I scraped, sanded and have gotten a coat of mid-brown “honeycomb” colored paint on the substantial framing around the chart house windows (external). I last did it in mid-2009 and the paint was beginning to flake away from the underlying wood (teak which doesn’t hold paint very well). I need another coat of paint there and then I can sand the chart house sides and corners sealing up the various construction seams and give it a bright white coat of paint.
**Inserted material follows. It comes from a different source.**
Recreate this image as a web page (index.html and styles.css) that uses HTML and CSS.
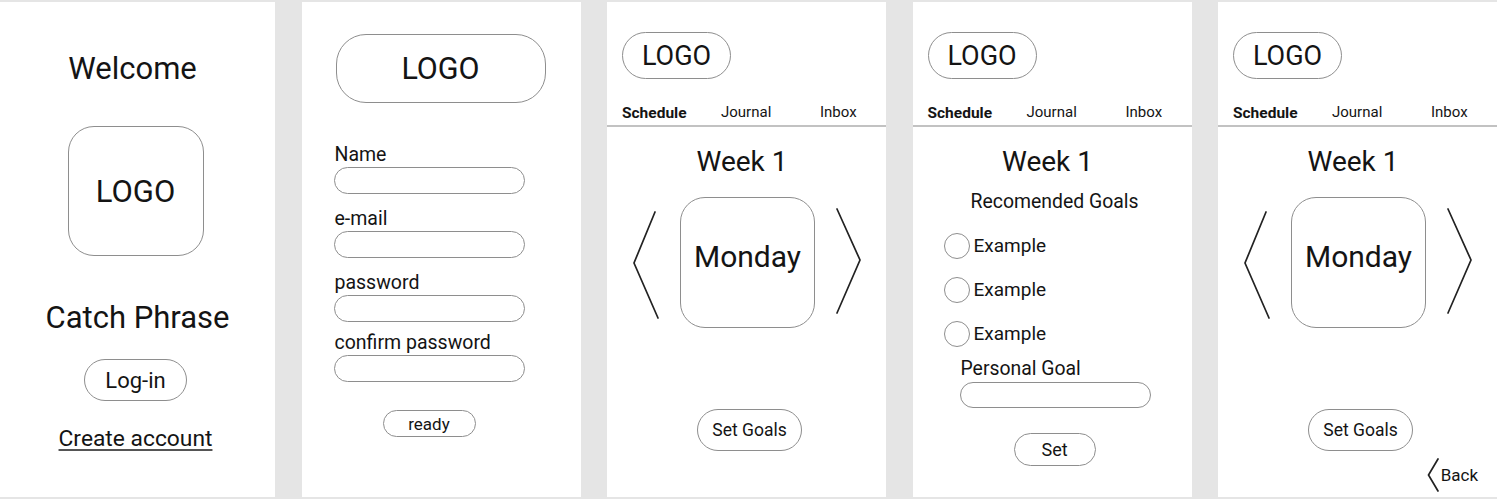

Unfortunately, I’ve scraped off much of the old sealant and…the rains are coming tomorrow…so we’ll be (maybe not?) seeping just a little tomorrow.

It has been exceedingly calm for the past several days but late last night/early this morning the wind howled and the lazy jacks slapped noisily against the mast until David (bless him) went out and dealt with them at something like 4 am.

Today the boat is tilting a bit from the gusts of winds but it is bright and sunny with low clouds skittering across the sky. Very pretty.